Harrison Ford has great taste in action scripts, but lousy taste in romantic comedies. It isn't that he's incapable of playing a romantic lead, it's just that he picks projects that are not worth his considerable talents. His last foray into the genre was the tepid Sabrina. Now he's back with 6 Days, 7 Nights, a poorly conceived movie that abruptly switches direction half-way through and never recovers.

Ford stars as Quinn, a rugged man's-man pilot hired to fly a fashion photographer named Robin (Anne Heche) and her boyfriend Frank (David Schwimmer) to an island getaway. Quinn's plane is old and unattractive, but it gets them there. Also on board is Quinn's busty lover, who has enough air in her head to help a mountain climber breathe atop Everest. During what should be a romantic week with Frank, Robin is called by her editor and instructed to fly to another nearby island for a quickie photo shoot. Despite her distaste for him, she gets Quinn to take her, but when the plane is struck by lightning, it crashes, leaving Quinn and Robin stranded on a deserted island.

You guessed it: this is yet another movie about two people who hate each other, get trapped in solitude together, and bicker incessantly before figuring out that they are really in love. This plot is as old as they come, but it gets recycled here by top talent like Ford, Heche, and director Ivan Reitman (Ghostbusters, Dave). You've seen this story done before, and you may think you know everything that will happen, but you're wrong. 6 Days, 7 Nights has a big surprise. In the middle of the familiar proceedings, along comes...a group of pirates. That's right - pirates. It's not enough that Quinn and Robin must hide their undeniable love; they must also fight for their lives against a merciless band of killer pirates.

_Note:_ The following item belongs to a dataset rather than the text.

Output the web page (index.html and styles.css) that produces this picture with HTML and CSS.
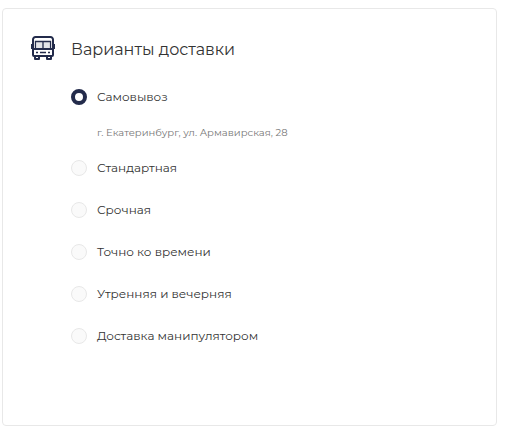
FILE: index.html
```html
<!DOCTYPE html>
<html lang="ru">
<head>
    <meta charset="UTF-8">
    <meta name="viewport" content="width=device-width, initial-scale=1.0">
    <title>Варианты доставки</title>
    <link rel="stylesheet" href="styles.css">
</head>
<body>
    <form class="delivery">
        <svg class="delivery-icon" width="24" height="24" viewBox="0 0 24 24" fill="none" stroke="#232b4b" stroke-width="2" aria-hidden="true">
            <!-- windows -->
            <path d="M6 6h5v6H6zM13 6h5v6h-5z" fill="#e3e4e8" stroke="none"/>
            <path d="M4.5 13V5.5h15V13M12 5v8" stroke-width="1.4"/>
            <!-- body -->
            <path d="M2 19V3.5A2.5 2.5 0 0 1 4.5 1h15A2.5 2.5 0 0 1 22 3.5V19a1 1 0 0 1-1 1H3a1 1 0 0 1-1-1z"/>
            <path d="M2 13h20"/>
            <!-- mirrors -->
            <path d="M1 8v5M23 8v5"/>
            <!-- lights and wheels -->
            <path d="M5 16.5h2M9 16.5h6M17 16.5h2" stroke-width="1.6"/>
            <path d="M4 20v3h4v-3M16 20v3h4v-3" stroke-linejoin="round"/>
        </svg>
        <div class="delivery-content">
            <h1>Варианты доставки</h1>
            <div class="options" role="radiogroup" aria-label="Варианты доставки">
                <div class="option">
                    <input type="radio" name="delivery" id="pickup" checked>
                    <label for="pickup">Самовывоз</label>
                </div>
                <p class="address">г. Екатеринбург, ул. Армавирская, 28</p>
                <div class="option">
                    <input type="radio" name="delivery" id="standard">
                    <label for="standard">Стандартная</label>
                </div>
                <div class="option">
                    <input type="radio" name="delivery" id="urgent">
                    <label for="urgent">Срочная</label>
                </div>
                <div class="option">
                    <input type="radio" name="delivery" id="exact">
                    <label for="exact">Точно ко времени</label>
                </div>
                <div class="option">
                    <input type="radio" name="delivery" id="morning">
                    <label for="morning">Утренняя и вечерняя</label>
                </div>
                <div class="option">
                    <input type="radio" name="delivery" id="crane">
                    <label for="crane">Доставка манипулятором</label>
                </div>
            </div>
        </div>
    </form>
</body>
</html>
```
FILE: styles.css
```css
body {
    font-family: Montserrat, Inter, "Open Sans", sans-serif;
    margin: 8px 9px 5px 2px;
    background-color: #fff;
    color: #333;
}
.delivery {
    display: flex;
    gap: 16px;
    padding: 27px 28px 81px;
    border: 1px solid #e8e8e8;
    border-radius: 4px;
}
.delivery-icon {
    flex: none;
}
.delivery-content {
    flex: 1;
}
h1 {
    margin: 0 0 25px;
    font-size: 16px;
    font-weight: 400;
    line-height: 28px;
}
.options {
    display: flex;
    flex-direction: column;
    gap: 26px;
}
.option {
    display: flex;
    align-items: center;
    gap: 10px;
    font-size: 12px;
    line-height: 16px;
}
.option input {
    appearance: none;
    box-sizing: border-box;
    flex: none;
    width: 16px;
    height: 16px;
    margin: 0;
    border: 1px solid #e8e8e8;
    border-radius: 50%;
    background-color: #fafafa;
    cursor: pointer;
}
.option input:checked {
    border: 4px solid #232b4b;
    background-color: #fff;
}
.option label {
    cursor: pointer;
}
.address {
    margin: -6px 0 -7px 26px;
    font-size: 10px;
    line-height: 16px;
    color: #777;
}
```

The pirates represent a total bankruptcy of imagination, as though the film's producers thought it couldn't work without tossing in some mindless action. Maybe they worried that Ford's action fans would be disappointed if he didn't fight a few baddies. Maybe they were hedging their bets on the romantic chemistry following the announcement of Heche's homosexuality (for the record, Heche has always been a talented, spirited performer and - while I never once believed Quinn and Robin were in love - it is the screenplay that is at fault, not the performers). Either way, a semi-charming romantic comedy falls off the deep end once it kicks into action gear. Now it's two formulaic movies instead of one.

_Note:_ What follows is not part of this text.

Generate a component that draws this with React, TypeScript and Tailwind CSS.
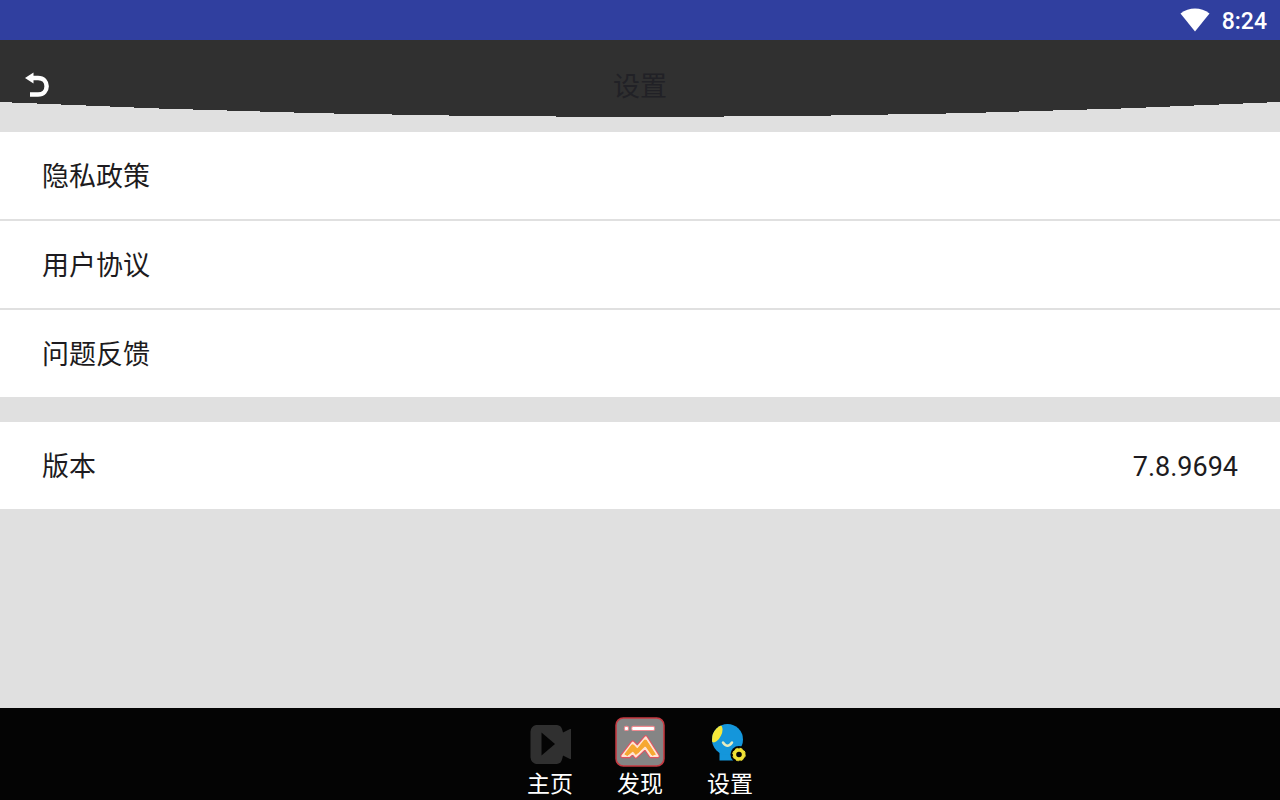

It gets worse. To escape the island (and the pirates), Quinn and Robin devise a plan that, in reality, would take days to accomplish but which, in movie time, they manage to pull off in an afternoon (At this point, I assume everyone knows it's a given that they won't be left for dead on that island). This is by far the lowest point in the film, the exact moment when it reaches its pinnacle of desperation.

Any charm that 6 Days, 7 Nights has comes from its stars. Ford is the epitome of a movie star. It's impossible to deny his charisma or talent. Heche is also a terrific performer (she was great in last winter's Wag the Dog). Both stars manage to put some punch in the one-liners. Good or bad, they are clearly committed to the material. And Schwimmer, in a supporting role, is very funny, particularly when he and Quinn's girlfriend get drunk together.

The problem is in the screenplay and direction, which are pedestrian at best. With a cast like this, why settle for the usual plot mechanisms in which man and woman meet, bicker, and fall in love? 6 Days, 7 Nights puts no new spin on the material whatsoever. It's all done on auto-pilot. I have an idea for how it could have worked with the same stars and characters: have the feuding Quinn and Robin be glad to leave the island and get the hell away from each other once and for all. Now that would be a movie.

( out of four)


6 Days, 7 Nights is rated PG-13 for profanity, violence, and sexual situations. The running time is 1 hour and 38 minutes.